Rows from a dataset of pages and code —
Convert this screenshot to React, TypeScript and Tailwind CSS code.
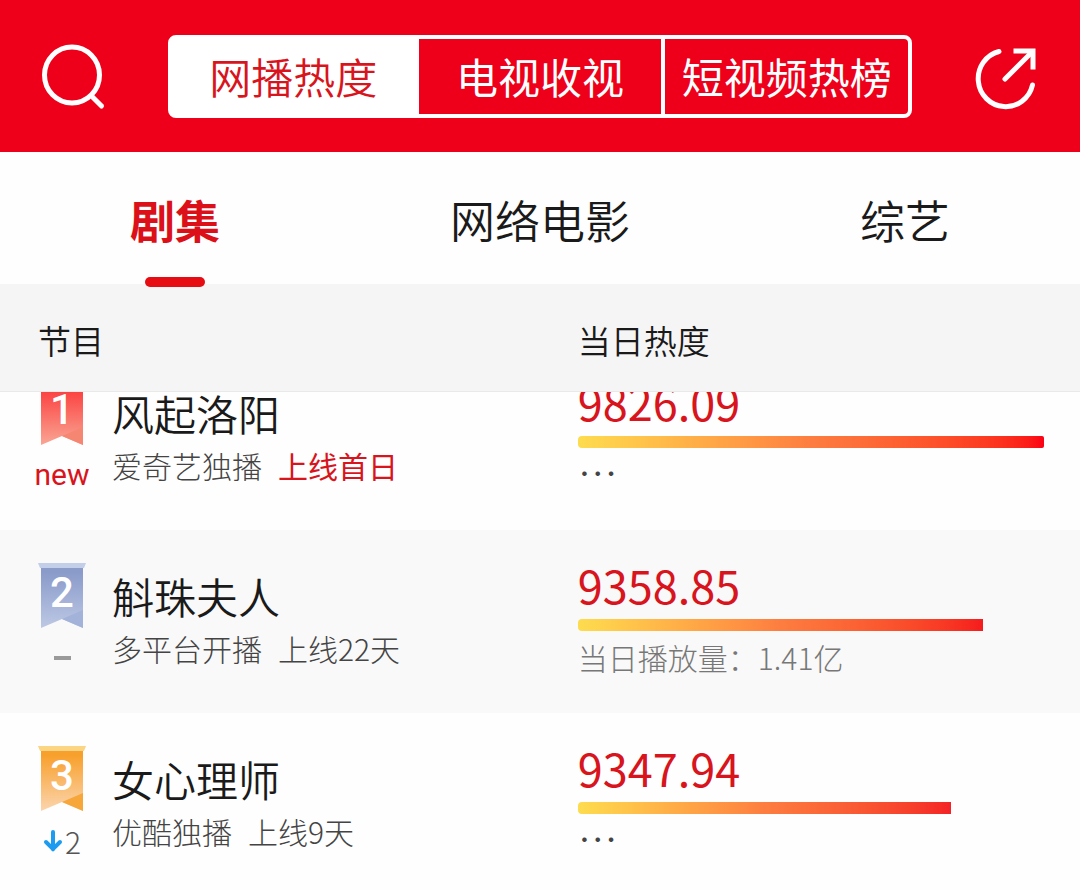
import { useLayoutEffect, useRef, useState } from "react";

type Program = {
  rank: number;
  title: string;
  platform: string;
  online: string;
  firstDay?: boolean;
  heat: string;
  percent: number;
  barEnd: string;
  plays?: string;
  trend: "new" | "same" | "down";
  step?: number;
};

const programs: Program[] = [
  {
    rank: 1,
    title: "风起洛阳",
    platform: "爱奇艺独播",
    online: "上线首日",
    firstDay: true,
    heat: "9826.09",
    percent: 100,
    barEnd: "to-[#fb0014] rounded-r-xs",
    trend: "new",
  },
  {
    rank: 2,
    title: "斛珠夫人",
    platform: "多平台开播",
    online: "上线22天",
    heat: "9358.85",
    percent: 87,
    barEnd: "to-[#f61a1d]",
    plays: "1.41亿",
    trend: "same",
  },
  {
    rank: 3,
    title: "女心理师",
    platform: "优酷独播",
    online: "上线9天",
    heat: "9347.94",
    percent: 80,
    barEnd: "to-[#f42226]",
    trend: "down",
    step: 2,
  },
];

const sources = ["网播热度", "电视收视", "短视频热榜"];
const categories = ["剧集", "网络电影", "综艺"];

const ribbonColors = [
  { bar: "#f9a3a0", top: "#fb3f3f", bottom: "#f9a694", fold: "#f58672" },
  { bar: "#c3cfe9", top: "#8a9bca", bottom: "#bdc8e4", fold: "#a3b2d8" },
  { bar: "#fbd583", top: "#f8a02c", bottom: "#fbd5ae", fold: "#f7a63a" },
];

function SearchIcon() {
  return (
    <svg viewBox="0 0 62 62" className="size-[62px] overflow-visible" fill="none" stroke="currentColor" strokeWidth="5" strokeLinecap="round">
      <ellipse cx="30" cy="30" rx="27.5" ry="28" />
      <path d="M50.5 52 59.500 61" />
    </svg>
  );
}

function ShareIcon() {
  return (
    <svg viewBox="0 0 62 62" className="size-[62px] overflow-visible" fill="none" stroke="currentColor" strokeWidth="5" strokeLinecap="round">
      <path d="M23 6.500A27.500 28 0 1 0 56.500 40" />
      <path d="M29 34 56 7" />
      <path d="M40 6H57V22" strokeLinecap="square" />
    </svg>
  );
}

function Ribbon({ rank }: { rank: number }) {
  const c = ribbonColors[rank - 1];
  const id = "ribbon" + rank;

  return (
    <div className="relative w-12 h-[65px]">
      <svg viewBox="0 0 48 65" className="w-full h-full">
        <defs>
          <linearGradient id={id} x1="0" y1="0" x2="0" y2="1">
            <stop offset="0.1" stopColor={c.top} />
            <stop offset="1" stopColor={c.bottom} />
          </linearGradient>
        </defs>
        <path d="M3 3H45V65L24 56 3 65Z" fill={`url(#${id})`} />
        <path d="M24 56 45 47V65Z" fill={c.fold} />
        <path d="M0 0H48L46 5H2Z" fill={c.bar} />
      </svg>
      <span className="absolute inset-x-0 top-2 text-center font-['Roboto',sans-serif] text-[42px] leading-[44px] font-medium text-white">
        {rank}
      </span>
    </div>
  );
}

function Trend({ program }: { program: Program }) {
  if (program.trend === "new") {
    return <span className="font-['Roboto',sans-serif] text-[30px] leading-[40px] text-[#d8141d]">new</span>;
  }

  if (program.trend === "same") {
    return <span className="w-[17px] h-1 bg-[#9a9a9a]" />;
  }

  return (
    <span className="flex items-center gap-[2px] text-[30px] leading-[40px] font-light text-[#555]">
      <svg viewBox="0 0 20 22" className="w-5 h-[22px]" fill="none" stroke="#1d9bf0" strokeWidth="4" strokeLinecap="round">
        <path d="M10 2V19" />
        <path d="M3 12 10 19 17 12" />
      </svg>
      {program.step}
    </span>
  );
}

export default function App() {
  const [source, setSource] = useState(sources[0]);
  const [category, setCategory] = useState(categories[0]);
  const listRef = useRef<HTMLDivElement>(null);

  useLayoutEffect(() => {
    listRef.current?.scrollTo(0, 45);
  }, []);

  return (
    <div
      lang="zh-CN"
      className="h-screen flex flex-col overflow-hidden bg-[#fefefe] text-[#1a1a1a] font-['Noto_Sans_CJK_SC',sans-serif]"
    >
      <header className="shrink-0 h-[152px] px-[42px] flex items-center gap-16 bg-[#ee001b] text-white">
        <button type="button" aria-label="搜索">
          <SearchIcon />
        </button>

        <div className="flex-1 h-[83px] flex border-4 border-white rounded-lg divide-x-4 divide-white">
          {sources.map((name) => (
            <button
              key={name}
              type="button"
              onClick={() => setSource(name)}
              className={
                "flex-1 text-[42px] leading-[48px] whitespace-nowrap " +
                (name === source ? "bg-white font-[350] text-[#d8141d]" : "")
              }
            >
              {name}
            </button>
          ))}
        </div>

        <button type="button" aria-label="分享">
          <ShareIcon />
        </button>
      </header>

      <nav className="relative z-20 shrink-0 h-[132px] px-[130px] flex justify-between">
        {categories.map((name) => (
          <button
            key={name}
            type="button"
            onClick={() => setCategory(name)}
            className={
              "relative pt-1 text-[45px] leading-[48px] " +
              (name === category ? "font-bold text-[#dc1018]" : "font-[350]")
            }
          >
            {name}
            {name === category && (
              <span className="absolute left-1/2 -bottom-[3px] w-[60px] h-[10px] -translate-x-1/2 rounded-full bg-[#e60c12]" />
            )}
          </button>
        ))}
      </nav>

      <div ref={listRef} className="flex-1 min-h-0 overflow-y-auto [scrollbar-width:none]">
        <table className="w-full table-fixed border-separate border-spacing-0">
          <thead className="sticky top-0 z-10">
            <tr className="h-[108px] text-left text-[33px] leading-[48px]">
              <th className="w-[53.5%] p-0 pt-1 pl-[38px] font-[350] bg-[#f5f5f5] border-b border-[#e9e9e9]">节目</th>
              <th className="p-0 pt-1 font-[350] bg-[#f5f5f5] border-b border-[#e9e9e9]">当日热度</th>
            </tr>
          </thead>

          <tbody>
            {programs.map((p) => (
              <tr key={p.rank} className="h-[183px] align-top even:bg-[#f9f9f9]">
                <td className="p-0 pl-[38px]">
                  <div className="flex gap-[26px]">
                    <div className="w-12 pt-[33px] flex flex-col items-center">
                      <Ribbon rank={p.rank} />
                      <div className="h-[60px] flex items-center">
                        <Trend program={p} />
                      </div>
                    </div>

                    <div className="pt-[42px]">
                      <h2 className="text-[42px] leading-[48px] font-[350]">{p.title}</h2>
                      <p className="mt-2 flex gap-4 text-[30px] leading-[40px] font-light text-[#444]">
                        <span>{p.platform}</span>
                        <span className={p.firstDay ? "font-normal text-[#d8141d]" : ""}>{p.online}</span>
                      </p>
                    </div>
                  </div>
                </td>

                <td className="p-0 pr-9">
                  <div className="pt-[31px]">
                    <div className="text-[45px] leading-[48px] text-[#d8141d]">{p.heat}</div>
                    <div
                      className={
                        "mt-[10px] h-3 rounded-l-sm bg-linear-to-r from-[#fddc4e] via-[#fd7d40] " + p.barEnd
                      }
                      style={{ width: p.percent + "%" }}
                    />
                    {p.plays ? (
                      <p className="mt-[6px] text-[30px] leading-[40px] font-light text-[#777]">当日播放量：{p.plays}</p>
                    ) : (
                      <p className="mt-[6px] text-[40px] leading-[36px] font-light text-[#444]">…</p>
                    )}
                  </div>
                </td>
              </tr>
            ))}
          </tbody>
        </table>
      </div>
    </div>
  );
}
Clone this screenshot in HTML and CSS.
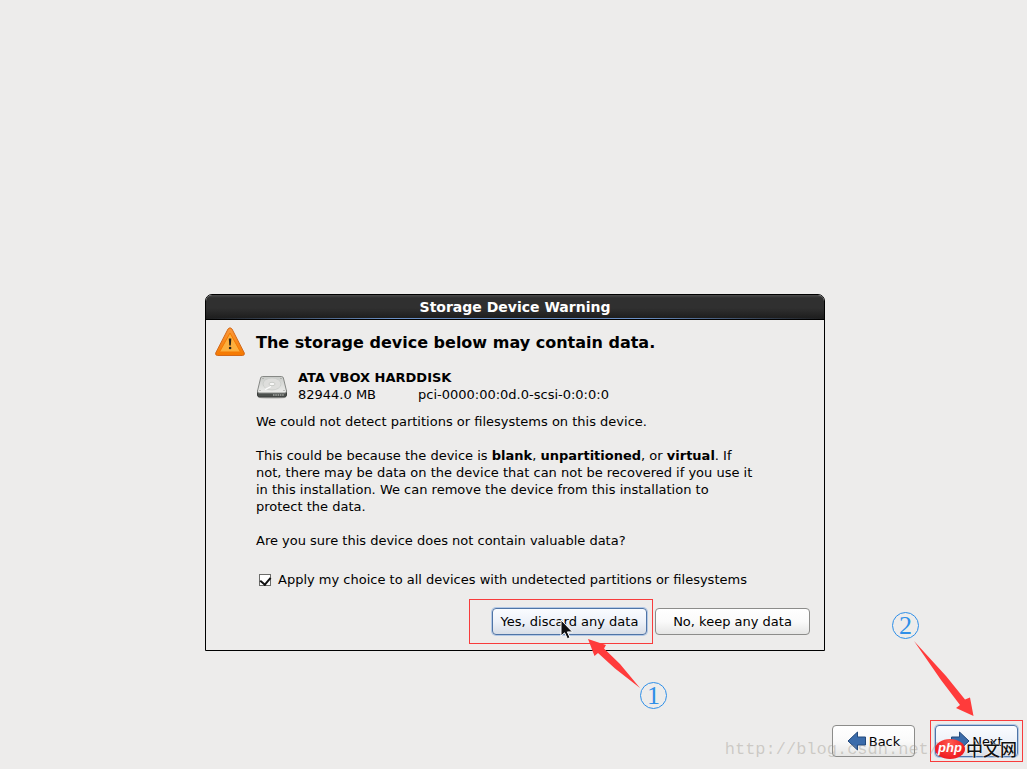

AIM —
Extract every line of the data exactly; pictures stay out.

REPLY —
Convert this screenshot to React, TypeScript and Tailwind CSS code.
import { useLayoutEffect, useRef, useState } from "react";

type Program = {
  rank: number;
  title: string;
  platform: string;
  online: string;
  firstDay?: boolean;
  heat: string;
  percent: number;
  barEnd: string;
  plays?: string;
  trend: "new" | "same" | "down";
  step?: number;
};

const programs: Program[] = [
  {
    rank: 1,
    title: "风起洛阳",
    platform: "爱奇艺独播",
    online: "上线首日",
    firstDay: true,
    heat: "9826.09",
    percent: 100,
    barEnd: "to-[#fb0014] rounded-r-xs",
    trend: "new",
  },
  {
    rank: 2,
    title: "斛珠夫人",
    platform: "多平台开播",
    online: "上线22天",
    heat: "9358.85",
    percent: 87,
    barEnd: "to-[#f61a1d]",
    plays: "1.41亿",
    trend: "same",
  },
  {
    rank: 3,
    title: "女心理师",
    platform: "优酷独播",
    online: "上线9天",
    heat: "9347.94",
    percent: 80,
    barEnd: "to-[#f42226]",
    trend: "down",
    step: 2,
  },
];

const sources = ["网播热度", "电视收视", "短视频热榜"];
const categories = ["剧集", "网络电影", "综艺"];

const ribbonColors = [
  { bar: "#f9a3a0", top: "#fb3f3f", bottom: "#f9a694", fold: "#f58672" },
  { bar: "#c3cfe9", top: "#8a9bca", bottom: "#bdc8e4", fold: "#a3b2d8" },
  { bar: "#fbd583", top: "#f8a02c", bottom: "#fbd5ae", fold: "#f7a63a" },
];

function SearchIcon() {
  return (
    <svg viewBox="0 0 62 62" className="size-[62px] overflow-visible" fill="none" stroke="currentColor" strokeWidth="5" strokeLinecap="round">
      <ellipse cx="30" cy="30" rx="27.5" ry="28" />
      <path d="M50.5 52 59.500 61" />
    </svg>
  );
}

function ShareIcon() {
  return (
    <svg viewBox="0 0 62 62" className="size-[62px] overflow-visible" fill="none" stroke="currentColor" strokeWidth="5" strokeLinecap="round">
      <path d="M23 6.500A27.500 28 0 1 0 56.500 40" />
      <path d="M29 34 56 7" />
      <path d="M40 6H57V22" strokeLinecap="square" />
    </svg>
  );
}

function Ribbon({ rank }: { rank: number }) {
  const c = ribbonColors[rank - 1];
  const id = "ribbon" + rank;

  return (
    <div className="relative w-12 h-[65px]">
      <svg viewBox="0 0 48 65" className="w-full h-full">
        <defs>
          <linearGradient id={id} x1="0" y1="0" x2="0" y2="1">
            <stop offset="0.1" stopColor={c.top} />
            <stop offset="1" stopColor={c.bottom} />
          </linearGradient>
        </defs>
        <path d="M3 3H45V65L24 56 3 65Z" fill={`url(#${id})`} />
        <path d="M24 56 45 47V65Z" fill={c.fold} />
        <path d="M0 0H48L46 5H2Z" fill={c.bar} />
      </svg>
      <span className="absolute inset-x-0 top-2 text-center font-['Roboto',sans-serif] text-[42px] leading-[44px] font-medium text-white">
        {rank}
      </span>
    </div>
  );
}

function Trend({ program }: { program: Program }) {
  if (program.trend === "new") {
    return <span className="font-['Roboto',sans-serif] text-[30px] leading-[40px] text-[#d8141d]">new</span>;
  }

  if (program.trend === "same") {
    return <span className="w-[17px] h-1 bg-[#9a9a9a]" />;
  }

  return (
    <span className="flex items-center gap-[2px] text-[30px] leading-[40px] font-light text-[#555]">
      <svg viewBox="0 0 20 22" className="w-5 h-[22px]" fill="none" stroke="#1d9bf0" strokeWidth="4" strokeLinecap="round">
        <path d="M10 2V19" />
        <path d="M3 12 10 19 17 12" />
      </svg>
      {program.step}
    </span>
  );
}

export default function App() {
  const [source, setSource] = useState(sources[0]);
  const [category, setCategory] = useState(categories[0]);
  const listRef = useRef<HTMLDivElement>(null);

  useLayoutEffect(() => {
    listRef.current?.scrollTo(0, 45);
  }, []);

  return (
    <div
      lang="zh-CN"
      className="h-screen flex flex-col overflow-hidden bg-[#fefefe] text-[#1a1a1a] font-['Noto_Sans_CJK_SC',sans-serif]"
    >
      <header className="shrink-0 h-[152px] px-[42px] flex items-center gap-16 bg-[#ee001b] text-white">
        <button type="button" aria-label="搜索">
          <SearchIcon />
        </button>

        <div className="flex-1 h-[83px] flex border-4 border-white rounded-lg divide-x-4 divide-white">
          {sources.map((name) => (
            <button
              key={name}
              type="button"
              onClick={() => setSource(name)}
              className={
                "flex-1 text-[42px] leading-[48px] whitespace-nowrap " +
                (name === source ? "bg-white font-[350] text-[#d8141d]" : "")
              }
            >
              {name}
            </button>
          ))}
        </div>

        <button type="button" aria-label="分享">
          <ShareIcon />
        </button>
      </header>

      <nav className="relative z-20 shrink-0 h-[132px] px-[130px] flex justify-between">
        {categories.map((name) => (
          <button
            key={name}
            type="button"
            onClick={() => setCategory(name)}
            className={
              "relative pt-1 text-[45px] leading-[48px] " +
              (name === category ? "font-bold text-[#dc1018]" : "font-[350]")
            }
          >
            {name}
            {name === category && (
              <span className="absolute left-1/2 -bottom-[3px] w-[60px] h-[10px] -translate-x-1/2 rounded-full bg-[#e60c12]" />
            )}
          </button>
        ))}
      </nav>

      <div ref={listRef} className="flex-1 min-h-0 overflow-y-auto [scrollbar-width:none]">
        <table className="w-full table-fixed border-separate border-spacing-0">
          <thead className="sticky top-0 z-10">
            <tr className="h-[108px] text-left text-[33px] leading-[48px]">
              <th className="w-[53.5%] p-0 pt-1 pl-[38px] font-[350] bg-[#f5f5f5] border-b border-[#e9e9e9]">节目</th>
              <th className="p-0 pt-1 font-[350] bg-[#f5f5f5] border-b border-[#e9e9e9]">当日热度</th>
            </tr>
          </thead>

          <tbody>
            {programs.map((p) => (
              <tr key={p.rank} className="h-[183px] align-top even:bg-[#f9f9f9]">
                <td className="p-0 pl-[38px]">
                  <div className="flex gap-[26px]">
                    <div className="w-12 pt-[33px] flex flex-col items-center">
                      <Ribbon rank={p.rank} />
                      <div className="h-[60px] flex items-center">
                        <Trend program={p} />
                      </div>
                    </div>

                    <div className="pt-[42px]">
                      <h2 className="text-[42px] leading-[48px] font-[350]">{p.title}</h2>
                      <p className="mt-2 flex gap-4 text-[30px] leading-[40px] font-light text-[#444]">
                        <span>{p.platform}</span>
                        <span className={p.firstDay ? "font-normal text-[#d8141d]" : ""}>{p.online}</span>
                      </p>
                    </div>
                  </div>
                </td>

                <td className="p-0 pr-9">
                  <div className="pt-[31px]">
                    <div className="text-[45px] leading-[48px] text-[#d8141d]">{p.heat}</div>
                    <div
                      className={
                        "mt-[10px] h-3 rounded-l-sm bg-linear-to-r from-[#fddc4e] via-[#fd7d40] " + p.barEnd
                      }
                      style={{ width: p.percent + "%" }}
                    />
                    {p.plays ? (
                      <p className="mt-[6px] text-[30px] leading-[40px] font-light text-[#777]">当日播放量：{p.plays}</p>
                    ) : (
                      <p className="mt-[6px] text-[40px] leading-[36px] font-light text-[#444]">…</p>
                    )}
                  </div>
                </td>
              </tr>
            ))}
          </tbody>
        </table>
      </div>
    </div>
  );
}
Clone this screenshot in HTML and CSS.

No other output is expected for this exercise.